A comprehensive new study from the Begin-Sadat Center for Strategic Studies at Bar-Ilan University is challenging allegations that Israel committed genocide in Gaza following Hamas’ October 7, 2023 attack. The report, titled “Debunking the Genocide Allegations: A Reexamination of the Israel-Hamas War (2023-2025),” argues that claims of deliberate starvation, indiscriminate bombing, and intentional civilian targeting lack substantial evidence. This research provides a counternarrative to what has become a widely circulated accusation in international discourse about the conflict.

Central to the genocide allegations has been the claim that Israel deliberately starved Gaza’s population – an assertion the study vigorously disputes. According to the researchers, “claims of starvation prior to March 2, 2025, were based on erroneous data, circular citations, and a failure to critically review sources.” While humanitarian organizations maintained that 500 trucks daily were necessary to prevent famine, the study reveals that pre-war Gaza averaged just 292 trucks daily in 2022, with only 73 carrying food – a level that was “completely adequate to meet demand,” according to co-author Danny Orbach, a military historian from Hebrew University. The report indicates that during the conflict, Israel regularly surpassed the required food supply, averaging more than 100 trucks daily through March 2025, with that number climbing to approximately 600 during ceasefire periods. Orbach specifically addresses aid distribution issues, stating: “The idea that Hamas didn’t seize aid is absurd. In every conflict, armed groups take the bulk of humanitarian supplies. We have documents and testimonies proving Hamas did so.”

The study identifies what it calls an “inverted funnel of information” that contributed to the spread of genocide allegations. This pattern involves journalists and aid workers in Gaza relying on Hamas-linked translators and fixers, whose accounts eventually filter into UN reports, mainstream media, and online platforms. “The average Westerner sees dozens of reports about Israeli crimes and assumes they must be true. But they all trace back to a handful of Hamas-affiliated sources,” Orbach explained. Compounding this issue is what the researchers term “humanitarian bias” – the tendency for relief organizations to exaggerate conditions to prompt action. “Organizations warn of famine before it happens, relying on dubious facts to change reality. Questioning becomes an immoral act,” Orbach noted. This combination of information control and humanitarian urgency, the study suggests, created a narrative environment where accusations spread without proper verification.

Regarding civilian targeting, another cornerstone of genocide allegations, the study acknowledges civilian casualties while challenging claims of systematic targeting.
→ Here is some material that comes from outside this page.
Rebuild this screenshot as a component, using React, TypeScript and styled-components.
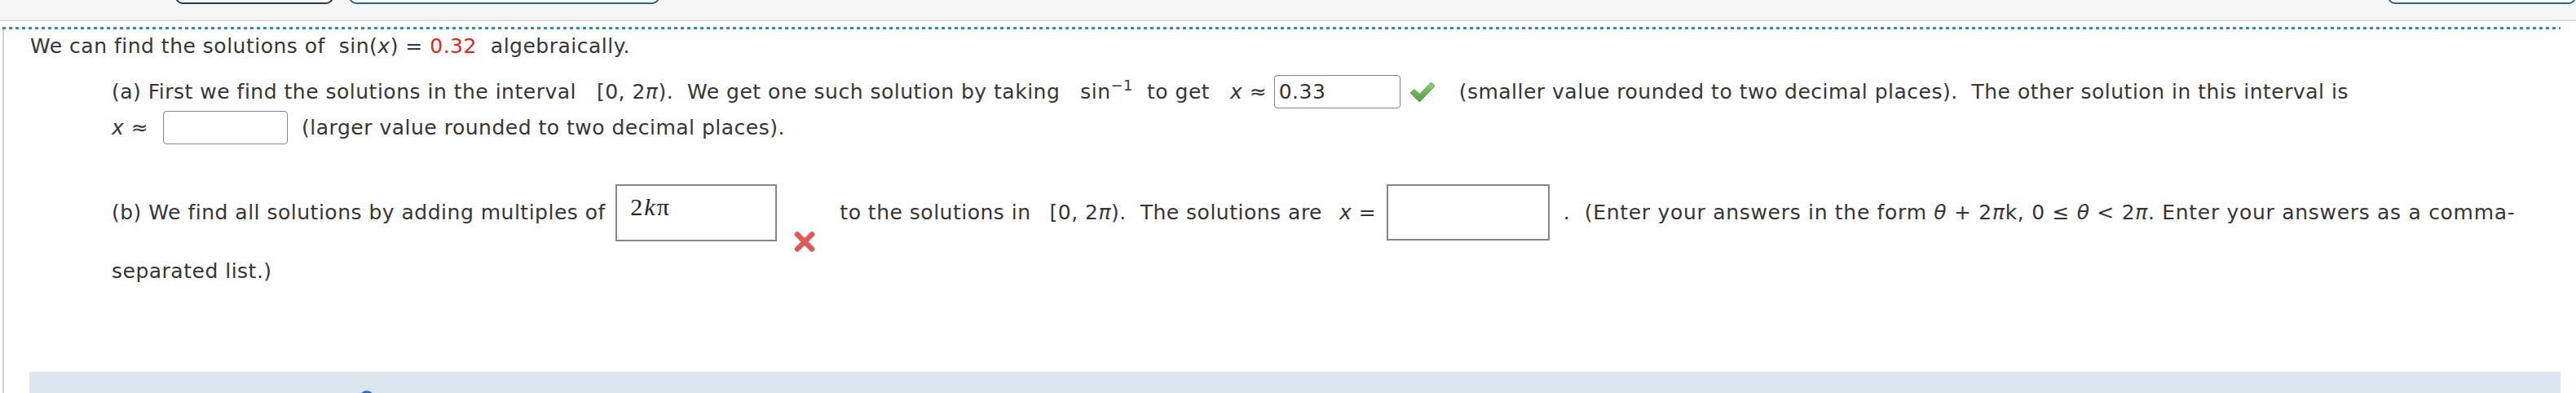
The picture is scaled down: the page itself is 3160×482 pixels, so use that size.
import styled, { createGlobalStyle } from "styled-components";

const Global = createGlobalStyle`
  html, body {
    margin: 0;
    padding: 0;
    background: #fff;
  }
  body {
    width: 3160px;
    overflow: hidden;
    font-family: "DejaVu Sans", Verdana, sans-serif;
    color: #363636;
  }
`;

const Toolbar = styled.div`
  display: flex;
  align-items: flex-end;
  height: 26px;
  box-sizing: border-box;
  padding-bottom: 19px;
  background: #f6f6f6;
  border-bottom: 2px solid #dedede;
  overflow: hidden;
`;

const ToolButton = styled.div<{ $width: number; $tone: string; $push?: string }>`
  flex: none;
  width: ${(p) => p.$width}px;
  height: 40px;
  box-sizing: border-box;
  margin-left: ${(p) => p.$push ?? "0"};
  background: #fff;
  border: 2px solid ${(p) => p.$tone};
  border-radius: 9px;
`;

const Question = styled.div`
  margin-left: 3px;
  padding-right: 19px;
  border-left: 2px solid #d2d2d2;
  font-size: 25px;
  letter-spacing: 0.5px;
`;

const DottedRule = styled.div`
  height: 3px;
  margin-top: 7px;
  margin-left: -2px;
  background: repeating-linear-gradient(90deg, #3b84d6 0 4px, transparent 4px 8px);
`;

const Intro = styled.div`
  margin-top: 6px;
  padding-left: 32px;
  line-height: 30px;
  white-space: pre;
`;

const Part = styled.div<{ $top: number }>`
  margin-top: ${(p) => p.$top}px;
  padding-left: 132px;
`;

const Row = styled.div<{ $height: number; $gap?: number }>`
  display: flex;
  align-items: center;
  height: ${(p) => p.$height}px;
  margin-top: ${(p) => p.$gap ?? 0}px;
  white-space: pre;
`;

const Run = styled.span<{ $spacing?: number }>`
  flex: none;
  ${(p) => (p.$spacing ? `letter-spacing: ${p.$spacing}px;` : "")}
`;

const Math = styled.span<{ $lead?: number }>`
  margin-left: ${(p) => p.$lead ?? 8}px;
`;

const Var = styled.i`
  font-style: italic;
`;

const Red = styled.span`
  color: #e2251c;
`;

const Sup = styled.sup`
  font-size: 18px;
  vertical-align: 10px;
  line-height: 0;
`;

const AnswerBox = styled.div<{ $width: number; $shift?: number }>`
  flex: none;
  width: ${(p) => p.$width}px;
  height: 41px;
  box-sizing: border-box;
  margin-left: ${(p) => p.$shift ?? 0}px;
  padding-left: 5px;
  border: 1px solid #858585;
  border-radius: 4px;
  display: flex;
  align-items: center;
  font-size: 25px;
  color: #333;
`;

const MathBox = styled.div<{ $width: number; $height: number }>`
  flex: none;
  width: ${(p) => p.$width}px;
  height: ${(p) => p.$height}px;
  box-sizing: border-box;
  margin-left: 4px;
  border: 2px solid #868686;
  background: #fff;
  padding: 9px 0 0 16px;
  font-family: "Liberation Serif", "DejaVu Serif", serif;
  font-size: 30px;
  color: #222;
  letter-spacing: 2px;
`;

const Mark = styled.svg<{ $gapLeft: number; $gapRight: number; $drop?: number }>`
  flex: none;
  margin-left: ${(p) => p.$gapLeft}px;
  margin-right: ${(p) => p.$gapRight}px;
  ${(p) => (p.$drop ? `align-self: flex-end; margin-bottom: -${p.$drop}px;` : "")}
`;

const Tail = styled.div`
  margin-top: 21px;
  line-height: 30px;
`;

const Panel = styled.div`
  margin-top: 108px;
  margin-left: 31px;
  height: 40px;
  padding: 23px 0 0 405px;
  box-sizing: border-box;
  background: #dce6ef;
`;

const InfoDot = styled.div`
  width: 18px;
  height: 18px;
  border-radius: 50%;
  background: #3a6cb0;
`;

function CheckIcon() {
  return (
    <Mark $gapLeft={11} $gapRight={29} width="32" height="26" viewBox="0 0 32 26">
      <defs>
        <linearGradient id="ck" x1="0" y1="0" x2="0" y2="1">
          <stop offset="0" stopColor="#8fd07c" />
          <stop offset="1" stopColor="#4e9a3e" />
        </linearGradient>
      </defs>
      <path
        d="M1 14 L6 9.5 L12.5 15.5 L26.5 1 L31 5.5 L12.5 25 Z"
        fill="url(#ck)"
        stroke="#4b8f3b"
        strokeWidth="0.8"
        strokeLinejoin="round"
      />
    </Mark>
  );
}

function CrossIcon() {
  return (
    <Mark $gapLeft={20} $gapRight={29} $drop={13} width="28" height="27" viewBox="0 0 28 27">
      <g stroke="#e0585a" strokeWidth="6.5" strokeLinecap="round">
        <line x1="5" y1="4.5" x2="23" y2="22.5" />
        <line x1="23" y1="4.5" x2="5" y2="22.5" />
      </g>
    </Mark>
  );
}

export default function App() {
  return (
    <>
      <Global />
      <Toolbar>
        <ToolButton $width={194} $tone="#1e3c5c" $push="215px" />
        <ToolButton $width={381} $tone="#2a6395" $push="19px" />
        <ToolButton $width={231} $tone="#2a6395" $push="auto" />
      </Toolbar>
      <Question>
        <DottedRule />
        <Intro>
          We can find the solutions of  sin(<Var>x</Var>) = <Red>0.32</Red>  algebraically.
        </Intro>
        <Part $top={19}>
          <Row $height={43}>
            <Run>
              {"(a) First we find the solutions in the interval  "}
              <Math>
                [0, 2<Var>π</Var>)
              </Math>
              {".  We get one such solution by taking  "}
              <Math>
                sin<Sup>−1</Sup>
              </Math>
              {"  to get  "}
              <Math>
                <Var>x</Var> ≈{" "}
              </Math>
            </Run>
            <AnswerBox $width={155}>0.33</AnswerBox>
            <CheckIcon />
            <Run>(smaller value rounded to two decimal places).  The other solution in this interval is</Run>
          </Row>
          <Row $height={43} $gap={1}>
            <Run>
              <Var>x</Var> ≈
            </Run>
            <AnswerBox $width={153} $shift={18} />
            <Run>  (larger value rounded to two decimal places).</Run>
          </Row>
        </Part>
        <Part $top={46}>
          <Row $height={73}>
            <Run>(b) We find all solutions by adding multiples of </Run>
            <MathBox $width={198} $height={70}>
              2<Var>k</Var>π
            </MathBox>
            <CrossIcon />
            <Run>
              {"to the solutions in  "}
              <Math $lead={6}>
                [0, 2<Var>π</Var>)
              </Math>
              {".  The solutions are  "}
              <Math $lead={4}>
                <Var>x</Var> ={" "}
              </Math>
            </Run>
            <MathBox $width={200} $height={69} />
            <Run $spacing={0.7}>
              {"  .  "}(Enter your answers in the form <Var>θ</Var> + 2<Var>π</Var>k, 0 ≤ <Var>θ</Var> &lt; 2
              <Var>π</Var>. Enter your answers as a comma-
            </Run>
          </Row>
          <Tail>separated list.)</Tail>
        </Part>
        <Panel>
          <InfoDot />
        </Panel>
      </Question>
    </>
  );
}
Citing BBC data, Orbach points out that between May 2024 and January 2025, about 550 people were killed in designated safe zones – representing just 2.1% to 3.5% of total casualties, despite these areas housing approximately half of Gaza’s population for much of the period. “That indicates the zones were relatively safe, despite Hamas using them to launch rockets,” Orbach stated. The report emphasizes context as crucial, noting that Hamas deliberately positioned itself in civilian areas, used human shields, and blocked evacuations – tactics intended to increase civilian casualties and international condemnation of Israel. This strategy places civilians in danger “intentionally so Israel will be blamed,” according to the researchers.
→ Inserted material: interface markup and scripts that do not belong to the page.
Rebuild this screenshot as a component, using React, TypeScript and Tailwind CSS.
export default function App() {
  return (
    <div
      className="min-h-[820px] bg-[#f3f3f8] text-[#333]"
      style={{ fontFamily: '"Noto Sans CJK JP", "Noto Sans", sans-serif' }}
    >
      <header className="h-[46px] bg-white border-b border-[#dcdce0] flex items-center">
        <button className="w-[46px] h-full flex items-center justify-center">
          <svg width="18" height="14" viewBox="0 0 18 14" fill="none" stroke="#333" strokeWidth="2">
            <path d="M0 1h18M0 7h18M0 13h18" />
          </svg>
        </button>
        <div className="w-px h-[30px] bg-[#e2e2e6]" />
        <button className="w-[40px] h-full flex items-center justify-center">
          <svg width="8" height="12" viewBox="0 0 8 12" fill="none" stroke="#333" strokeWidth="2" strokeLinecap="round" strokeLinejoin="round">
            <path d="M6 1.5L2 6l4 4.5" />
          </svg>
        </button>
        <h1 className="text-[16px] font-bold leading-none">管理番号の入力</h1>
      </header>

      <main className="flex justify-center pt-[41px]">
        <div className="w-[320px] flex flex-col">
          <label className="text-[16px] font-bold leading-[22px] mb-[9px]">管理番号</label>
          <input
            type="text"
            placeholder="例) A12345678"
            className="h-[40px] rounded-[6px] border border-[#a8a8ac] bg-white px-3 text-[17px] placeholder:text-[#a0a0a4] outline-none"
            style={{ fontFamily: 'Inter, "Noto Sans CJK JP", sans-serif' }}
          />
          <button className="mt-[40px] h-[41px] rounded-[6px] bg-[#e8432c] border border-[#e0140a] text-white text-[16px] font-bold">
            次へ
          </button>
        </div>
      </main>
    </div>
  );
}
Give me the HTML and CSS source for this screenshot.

The study also challenges widespread perceptions about Israel’s bombing campaign. While critics have characterized Israeli airstrikes as indiscriminate, the researchers argue that military operations generally targeted legitimate objectives, though civilian casualties were unavoidable given Hamas’s tactics. “The IDF is the first army in history to issue focused warnings, deliver large-scale aid into enemy territory, and sacrifice surprise to protect civilians,” Orbach contended. “You cannot fight an enemy embedded in 500 kilometers of tunnels, dressed as civilians without massive destruction.” The report pays particular attention to casualty figures published by the Hamas-run Gaza Health Ministry, suggesting they were manipulated to create misleading impressions of the demographics of the dead. Alternative statistical models presented in the study suggest that combatant fatalities may have been significantly underreported, distorting the civilian-to-combatant ratio that forms the basis of many international assessments.
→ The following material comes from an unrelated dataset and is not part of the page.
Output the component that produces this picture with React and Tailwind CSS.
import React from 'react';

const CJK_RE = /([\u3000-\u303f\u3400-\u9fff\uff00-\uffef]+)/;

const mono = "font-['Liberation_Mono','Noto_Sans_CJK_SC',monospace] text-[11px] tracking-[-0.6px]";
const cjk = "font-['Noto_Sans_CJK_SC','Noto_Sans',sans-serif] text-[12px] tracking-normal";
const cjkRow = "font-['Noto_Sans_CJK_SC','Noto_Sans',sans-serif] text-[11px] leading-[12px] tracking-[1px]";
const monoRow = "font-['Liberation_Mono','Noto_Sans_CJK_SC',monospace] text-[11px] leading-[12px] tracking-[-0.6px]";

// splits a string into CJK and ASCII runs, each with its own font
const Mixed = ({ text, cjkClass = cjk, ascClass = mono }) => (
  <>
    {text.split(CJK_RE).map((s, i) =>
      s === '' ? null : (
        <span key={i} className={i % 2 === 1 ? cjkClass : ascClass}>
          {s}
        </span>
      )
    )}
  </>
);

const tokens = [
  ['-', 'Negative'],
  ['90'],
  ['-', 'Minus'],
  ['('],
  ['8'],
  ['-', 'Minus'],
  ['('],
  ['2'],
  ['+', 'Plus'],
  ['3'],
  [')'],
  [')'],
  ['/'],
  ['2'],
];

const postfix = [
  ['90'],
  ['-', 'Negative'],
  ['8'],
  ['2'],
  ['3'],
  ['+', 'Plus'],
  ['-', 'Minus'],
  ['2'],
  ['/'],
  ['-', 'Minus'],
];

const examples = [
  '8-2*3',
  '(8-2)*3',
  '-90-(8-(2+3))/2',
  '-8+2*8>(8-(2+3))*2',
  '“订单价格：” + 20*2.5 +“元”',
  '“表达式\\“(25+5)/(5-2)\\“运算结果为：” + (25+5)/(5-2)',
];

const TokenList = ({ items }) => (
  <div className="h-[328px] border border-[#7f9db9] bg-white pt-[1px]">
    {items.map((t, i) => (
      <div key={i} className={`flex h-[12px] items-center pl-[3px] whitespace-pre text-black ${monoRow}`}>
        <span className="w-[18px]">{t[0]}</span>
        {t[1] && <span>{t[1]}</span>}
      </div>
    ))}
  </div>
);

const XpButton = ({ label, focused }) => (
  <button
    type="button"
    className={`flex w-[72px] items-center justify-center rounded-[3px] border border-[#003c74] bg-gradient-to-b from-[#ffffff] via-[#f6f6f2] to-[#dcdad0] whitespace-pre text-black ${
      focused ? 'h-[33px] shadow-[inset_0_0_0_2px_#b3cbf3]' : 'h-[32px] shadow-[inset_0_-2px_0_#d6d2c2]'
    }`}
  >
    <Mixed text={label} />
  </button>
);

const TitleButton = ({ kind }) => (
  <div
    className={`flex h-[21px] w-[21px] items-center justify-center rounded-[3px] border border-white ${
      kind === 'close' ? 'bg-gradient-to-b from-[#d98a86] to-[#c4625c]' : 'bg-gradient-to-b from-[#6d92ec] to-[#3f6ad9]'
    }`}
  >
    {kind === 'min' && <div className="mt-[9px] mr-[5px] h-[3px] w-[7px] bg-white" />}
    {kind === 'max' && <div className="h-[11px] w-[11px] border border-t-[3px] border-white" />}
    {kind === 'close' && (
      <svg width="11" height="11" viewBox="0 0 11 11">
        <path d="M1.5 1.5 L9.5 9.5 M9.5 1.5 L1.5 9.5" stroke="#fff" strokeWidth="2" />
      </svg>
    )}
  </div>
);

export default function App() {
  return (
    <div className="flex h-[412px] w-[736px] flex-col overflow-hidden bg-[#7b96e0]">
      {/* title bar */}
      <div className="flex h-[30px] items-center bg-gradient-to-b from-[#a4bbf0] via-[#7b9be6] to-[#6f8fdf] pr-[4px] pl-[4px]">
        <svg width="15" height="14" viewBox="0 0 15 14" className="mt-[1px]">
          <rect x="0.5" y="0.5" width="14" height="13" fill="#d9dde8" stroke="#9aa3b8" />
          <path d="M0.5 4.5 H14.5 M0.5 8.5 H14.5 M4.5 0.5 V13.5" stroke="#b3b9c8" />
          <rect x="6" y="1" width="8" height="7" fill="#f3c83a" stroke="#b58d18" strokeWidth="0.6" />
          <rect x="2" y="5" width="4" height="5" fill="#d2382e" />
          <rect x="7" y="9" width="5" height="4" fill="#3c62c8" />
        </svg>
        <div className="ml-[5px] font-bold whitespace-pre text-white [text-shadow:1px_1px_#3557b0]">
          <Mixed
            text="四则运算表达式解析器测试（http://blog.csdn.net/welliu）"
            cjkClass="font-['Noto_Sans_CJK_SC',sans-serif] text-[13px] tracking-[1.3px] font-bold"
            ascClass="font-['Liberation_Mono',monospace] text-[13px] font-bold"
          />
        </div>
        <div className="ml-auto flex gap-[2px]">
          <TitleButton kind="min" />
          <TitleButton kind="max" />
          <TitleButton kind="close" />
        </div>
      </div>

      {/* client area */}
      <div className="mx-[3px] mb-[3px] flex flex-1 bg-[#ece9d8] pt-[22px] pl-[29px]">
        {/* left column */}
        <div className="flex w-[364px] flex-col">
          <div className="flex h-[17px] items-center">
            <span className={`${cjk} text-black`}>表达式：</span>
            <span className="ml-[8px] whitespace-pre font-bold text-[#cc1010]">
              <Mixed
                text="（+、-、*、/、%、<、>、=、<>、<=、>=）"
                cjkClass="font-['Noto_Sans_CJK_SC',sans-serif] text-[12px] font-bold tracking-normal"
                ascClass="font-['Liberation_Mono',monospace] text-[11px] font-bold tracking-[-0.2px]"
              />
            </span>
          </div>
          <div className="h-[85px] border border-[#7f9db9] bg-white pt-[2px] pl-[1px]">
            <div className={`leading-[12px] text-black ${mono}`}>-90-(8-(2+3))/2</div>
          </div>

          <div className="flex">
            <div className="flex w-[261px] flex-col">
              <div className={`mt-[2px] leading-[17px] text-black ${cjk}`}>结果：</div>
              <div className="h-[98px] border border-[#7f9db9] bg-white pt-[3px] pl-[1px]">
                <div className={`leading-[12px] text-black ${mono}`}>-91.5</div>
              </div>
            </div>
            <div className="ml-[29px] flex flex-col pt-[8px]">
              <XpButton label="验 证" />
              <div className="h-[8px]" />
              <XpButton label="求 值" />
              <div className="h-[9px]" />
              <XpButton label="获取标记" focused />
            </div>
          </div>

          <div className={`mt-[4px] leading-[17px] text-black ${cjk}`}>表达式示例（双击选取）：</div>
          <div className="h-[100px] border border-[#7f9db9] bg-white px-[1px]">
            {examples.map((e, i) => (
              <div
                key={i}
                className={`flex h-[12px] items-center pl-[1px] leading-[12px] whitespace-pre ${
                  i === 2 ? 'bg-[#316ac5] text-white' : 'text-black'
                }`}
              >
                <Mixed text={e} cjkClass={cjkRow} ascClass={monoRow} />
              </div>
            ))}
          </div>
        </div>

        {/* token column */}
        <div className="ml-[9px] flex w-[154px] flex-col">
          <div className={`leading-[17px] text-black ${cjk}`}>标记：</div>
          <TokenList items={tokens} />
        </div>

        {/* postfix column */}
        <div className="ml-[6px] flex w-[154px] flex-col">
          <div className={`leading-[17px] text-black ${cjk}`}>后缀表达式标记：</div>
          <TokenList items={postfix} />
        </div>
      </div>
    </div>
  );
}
Ultimately, the study argues that the legal threshold for genocide requires systematic intent to destroy a people – an element the researchers find absent in Gaza. “You don’t see the hallmarks of genocidal warfare here,” Orbach stated. “There are no campaigns of rape, frontal massacres or close-range executions. In other conflicts in the Middle East, dozens of such atrocities occurred in just a few hours of fighting.” The authors conclude that allegations of genocide against Israel rely heavily on politicized narratives, selective data interpretation, and the exploitation of humanitarian discourse rather than objective assessment of evidence. As Orbach summarized, “Analyzing devastation or civilian deaths without understanding Hamas’ tactics is absurd.” While this study offers a counterpoint to prevalent genocide accusations, it enters a highly charged international debate where perspectives remain deeply divided on the nature and conduct of the ongoing conflict.